From the listing that follows, output everything exactly except the pictures.

◇ ◇ ◇ ◇ ◇ ◇ ◇

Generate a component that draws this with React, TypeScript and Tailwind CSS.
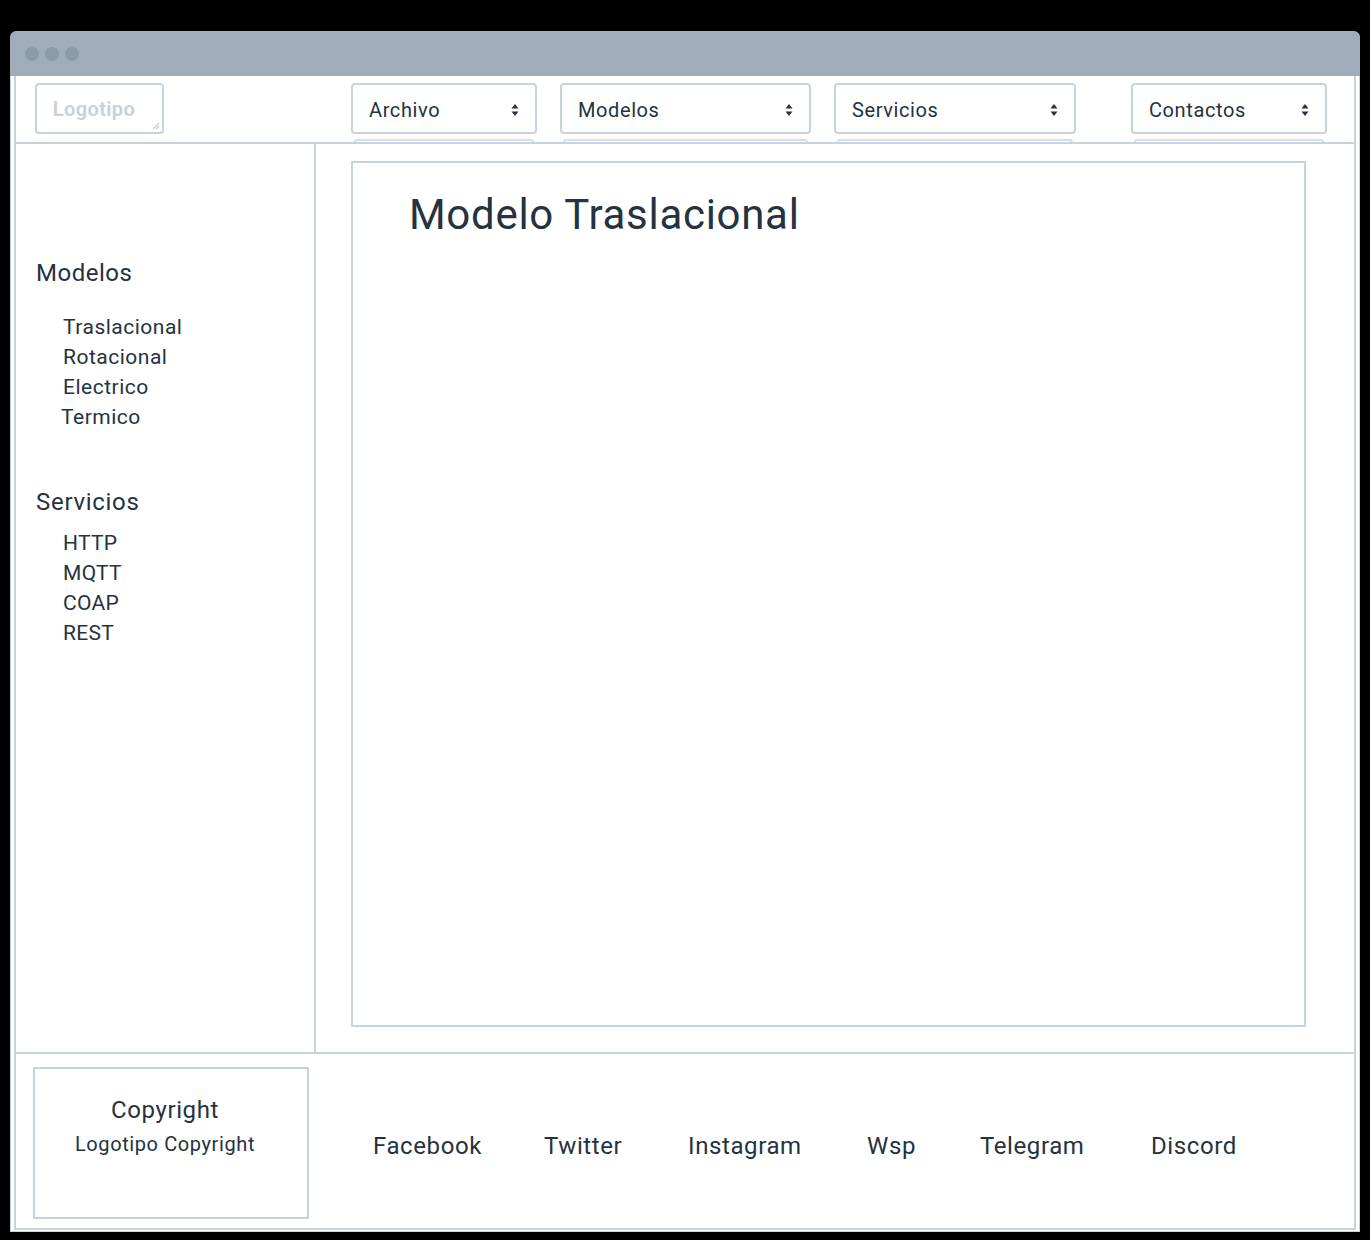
import React from 'react';

const font = { fontFamily: 'Roboto, "Noto Sans", sans-serif' };

function Arrows() {
  return (
    <svg width="8" height="14" viewBox="0 0 8 14" className="shrink-0">
      <path d="M4 1 L7.5 5.5 L0.5 5.5 Z" fill="#25323f" />
      <path d="M4 13 L7.5 8.5 L0.5 8.5 Z" fill="#25323f" />
    </svg>
  );
}

function Select({ label, width }: { label: string; width: string }) {
  return (
    <div className={`flex flex-col ${width}`}>
      <div className="h-[51px] border-2 border-[#c9d3dc] rounded-[4px] bg-white flex items-center justify-between pl-[16px] pr-[16px] pt-[2px]">
        <span className="text-[20px] tracking-[0.6px] text-[#25323f]">{label}</span>
        <Arrows />
      </div>
      <div className="mx-[3px] mt-[5px] h-[4px] border-t-2 border-x-2 border-[#d7dfe6] rounded-t-[3px]" />
    </div>
  );
}

export default function App() {
  const modelos = ['Traslacional', 'Rotacional', 'Electrico', 'Termico'];
  const servicios = ['HTTP', 'MQTT', 'COAP', 'REST'];
  const links = [
    { name: 'Facebook', w: 'w-[171px]' },
    { name: 'Twitter', w: 'w-[144px]' },
    { name: 'Instagram', w: 'w-[179px]' },
    { name: 'Wsp', w: 'w-[113px]' },
    { name: 'Telegram', w: 'w-[171px]' },
    { name: 'Discord', w: 'w-[120px]' }
  ];

  return (
    <div className="bg-black w-[1370px] h-[1240px] pt-[31px] pl-[10px]" style={font}>
      <div className="w-[1350px]">
        {/* title bar */}
        <div className="h-[45px] bg-[#9eadb9] rounded-t-[6px] flex items-center gap-[6px] pl-[15px]">
          <div className="w-[14px] h-[14px] rounded-full bg-[#8b9ba8]" />
          <div className="w-[14px] h-[14px] rounded-full bg-[#8b9ba8]" />
          <div className="w-[14px] h-[14px] rounded-full bg-[#8b9ba8]" />
        </div>

        <div className="bg-white border-x border-b border-[#c9d3dc] px-[3px] pb-[1px]">
          <div className="border-x-2 border-b-2 border-[#c9d3dc]">
            {/* header */}
            <div className="h-[68px] border-b-2 border-[#c9d3dc] flex items-start pt-[7px] pl-[19px] overflow-hidden">
              <div className="relative w-[129px] h-[51px] border-2 border-[#c9d3dc] rounded-[4px] flex items-center justify-center">
                <span className="text-[20px] tracking-[0.4px] font-semibold text-[#c6d1db] -ml-[11px]">Logotipo</span>
                <svg className="absolute right-[2px] bottom-[2px]" width="10" height="10" viewBox="0 0 10 10">
                  <path d="M9 3 L3 9 M9 6 L6 9" stroke="#c6d1db" strokeWidth="1.3" />
                </svg>
              </div>
              <div className="ml-[187px] flex">
                <Select label="Archivo" width="w-[186px]" />
                <div className="w-[23px]" />
                <Select label="Modelos" width="w-[251px]" />
                <div className="w-[23px]" />
                <Select label="Servicios" width="w-[242px]" />
                <div className="w-[55px]" />
                <Select label="Contactos" width="w-[196px]" />
              </div>
            </div>

            {/* middle */}
            <div className="h-[910px] border-b-2 border-[#c9d3dc] flex">
              <aside className="w-[300px] border-r-2 border-[#c9d3dc] pl-[20px] pt-[114px] text-[#25323f]">
                <h3 className="text-[24px] leading-[30px] tracking-[0.5px]">Modelos</h3>
                <ul className="mt-[24px] pl-[27px] text-[21px] tracking-[0.5px] leading-[30px]">
                  {modelos.map((m, i) => (
                    <li key={m} className={i === 3 ? '-ml-[2px]' : ''}>{m}</li>
                  ))}
                </ul>
                <h3 className="mt-[55px] text-[24px] leading-[30px] tracking-[0.7px]">Servicios</h3>
                <ul className="mt-[11px] pl-[27px] text-[21px] tracking-[0.3px] leading-[30px]">
                  {servicios.map((s) => (
                    <li key={s}>{s}</li>
                  ))}
                </ul>
              </aside>
              <main className="flex-1 pl-[35px] pr-[48px] pt-[17px] pb-[25px]">
                <div className="h-full border-2 border-[#c9d3dc] pl-[56px] pt-[25px]">
                  <h1 className="text-[42px] leading-[54px] tracking-[0.7px] text-[#25323f]">Modelo Traslacional</h1>
                </div>
              </main>
            </div>

            {/* footer */}
            <div className="h-[174px] flex items-start pl-[17px] pt-[13px] text-[#25323f]">
              <div className="w-[276px] h-[152px] border-2 border-[#c9d3dc] flex flex-col items-center pt-[25px] pr-[12px]">
                <span className="text-[24px] leading-[32px] tracking-[0.6px]">Copyright</span>
                <span className="text-[20px] leading-[28px] mt-[4px] tracking-[0.6px]">Logotipo Copyright</span>
              </div>
              <div className="ml-[64px] flex h-[152px] items-center pt-[6px]">
                {links.map((l) => (
                  <span key={l.name} className={`${l.w} text-[24px] tracking-[0.6px]`}>{l.name}</span>
                ))}
              </div>
            </div>
          </div>
        </div>
      </div>
    </div>
  );
}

◇ ◇ ◇ ◇ ◇ ◇ ◇

> **Complete response**
Generate a component that draws this with React, TypeScript and Tailwind CSS.
import React from 'react';

const font = { fontFamily: 'Roboto, "Noto Sans", sans-serif' };

function Arrows() {
  return (
    <svg width="8" height="14" viewBox="0 0 8 14" className="shrink-0">
      <path d="M4 1 L7.5 5.5 L0.5 5.5 Z" fill="#25323f" />
      <path d="M4 13 L7.5 8.5 L0.5 8.5 Z" fill="#25323f" />
    </svg>
  );
}

function Select({ label, width }: { label: string; width: string }) {
  return (
    <div className={`flex flex-col ${width}`}>
      <div className="h-[51px] border-2 border-[#c9d3dc] rounded-[4px] bg-white flex items-center justify-between pl-[16px] pr-[16px] pt-[2px]">
        <span className="text-[20px] tracking-[0.6px] text-[#25323f]">{label}</span>
        <Arrows />
      </div>
      <div className="mx-[3px] mt-[5px] h-[4px] border-t-2 border-x-2 border-[#d7dfe6] rounded-t-[3px]" />
    </div>
  );
}

export default function App() {
  const modelos = ['Traslacional', 'Rotacional', 'Electrico', 'Termico'];
  const servicios = ['HTTP', 'MQTT', 'COAP', 'REST'];
  const links = [
    { name: 'Facebook', w: 'w-[171px]' },
    { name: 'Twitter', w: 'w-[144px]' },
    { name: 'Instagram', w: 'w-[179px]' },
    { name: 'Wsp', w: 'w-[113px]' },
    { name: 'Telegram', w: 'w-[171px]' },
    { name: 'Discord', w: 'w-[120px]' }
  ];

  return (
    <div className="bg-black w-[1370px] h-[1240px] pt-[31px] pl-[10px]" style={font}>
      <div className="w-[1350px]">
        {/* title bar */}
        <div className="h-[45px] bg-[#9eadb9] rounded-t-[6px] flex items-center gap-[6px] pl-[15px]">
          <div className="w-[14px] h-[14px] rounded-full bg-[#8b9ba8]" />
          <div className="w-[14px] h-[14px] rounded-full bg-[#8b9ba8]" />
          <div className="w-[14px] h-[14px] rounded-full bg-[#8b9ba8]" />
        </div>

        <div className="bg-white border-x border-b border-[#c9d3dc] px-[3px] pb-[1px]">
          <div className="border-x-2 border-b-2 border-[#c9d3dc]">
            {/* header */}
            <div className="h-[68px] border-b-2 border-[#c9d3dc] flex items-start pt-[7px] pl-[19px] overflow-hidden">
              <div className="relative w-[129px] h-[51px] border-2 border-[#c9d3dc] rounded-[4px] flex items-center justify-center">
                <span className="text-[20px] tracking-[0.4px] font-semibold text-[#c6d1db] -ml-[11px]">Logotipo</span>
                <svg className="absolute right-[2px] bottom-[2px]" width="10" height="10" viewBox="0 0 10 10">
                  <path d="M9 3 L3 9 M9 6 L6 9" stroke="#c6d1db" strokeWidth="1.3" />
                </svg>
              </div>
              <div className="ml-[187px] flex">
                <Select label="Archivo" width="w-[186px]" />
                <div className="w-[23px]" />
                <Select label="Modelos" width="w-[251px]" />
                <div className="w-[23px]" />
                <Select label="Servicios" width="w-[242px]" />
                <div className="w-[55px]" />
                <Select label="Contactos" width="w-[196px]" />
              </div>
            </div>

            {/* middle */}
            <div className="h-[910px] border-b-2 border-[#c9d3dc] flex">
              <aside className="w-[300px] border-r-2 border-[#c9d3dc] pl-[20px] pt-[114px] text-[#25323f]">
                <h3 className="text-[24px] leading-[30px] tracking-[0.5px]">Modelos</h3>
                <ul className="mt-[24px] pl-[27px] text-[21px] tracking-[0.5px] leading-[30px]">
                  {modelos.map((m, i) => (
                    <li key={m} className={i === 3 ? '-ml-[2px]' : ''}>{m}</li>
                  ))}
                </ul>
                <h3 className="mt-[55px] text-[24px] leading-[30px] tracking-[0.7px]">Servicios</h3>
                <ul className="mt-[11px] pl-[27px] text-[21px] tracking-[0.3px] leading-[30px]">
                  {servicios.map((s) => (
                    <li key={s}>{s}</li>
                  ))}
                </ul>
              </aside>
              <main className="flex-1 pl-[35px] pr-[48px] pt-[17px] pb-[25px]">
                <div className="h-full border-2 border-[#c9d3dc] pl-[56px] pt-[25px]">
                  <h1 className="text-[42px] leading-[54px] tracking-[0.7px] text-[#25323f]">Modelo Traslacional</h1>
                </div>
              </main>
            </div>

            {/* footer */}
            <div className="h-[174px] flex items-start pl-[17px] pt-[13px] text-[#25323f]">
              <div className="w-[276px] h-[152px] border-2 border-[#c9d3dc] flex flex-col items-center pt-[25px] pr-[12px]">
                <span className="text-[24px] leading-[32px] tracking-[0.6px]">Copyright</span>
                <span className="text-[20px] leading-[28px] mt-[4px] tracking-[0.6px]">Logotipo Copyright</span>
              </div>
              <div className="ml-[64px] flex h-[152px] items-center pt-[6px]">
                {links.map((l) => (
                  <span key={l.name} className={`${l.w} text-[24px] tracking-[0.6px]`}>{l.name}</span>
                ))}
              </div>
            </div>
          </div>
        </div>
      </div>
    </div>
  );
}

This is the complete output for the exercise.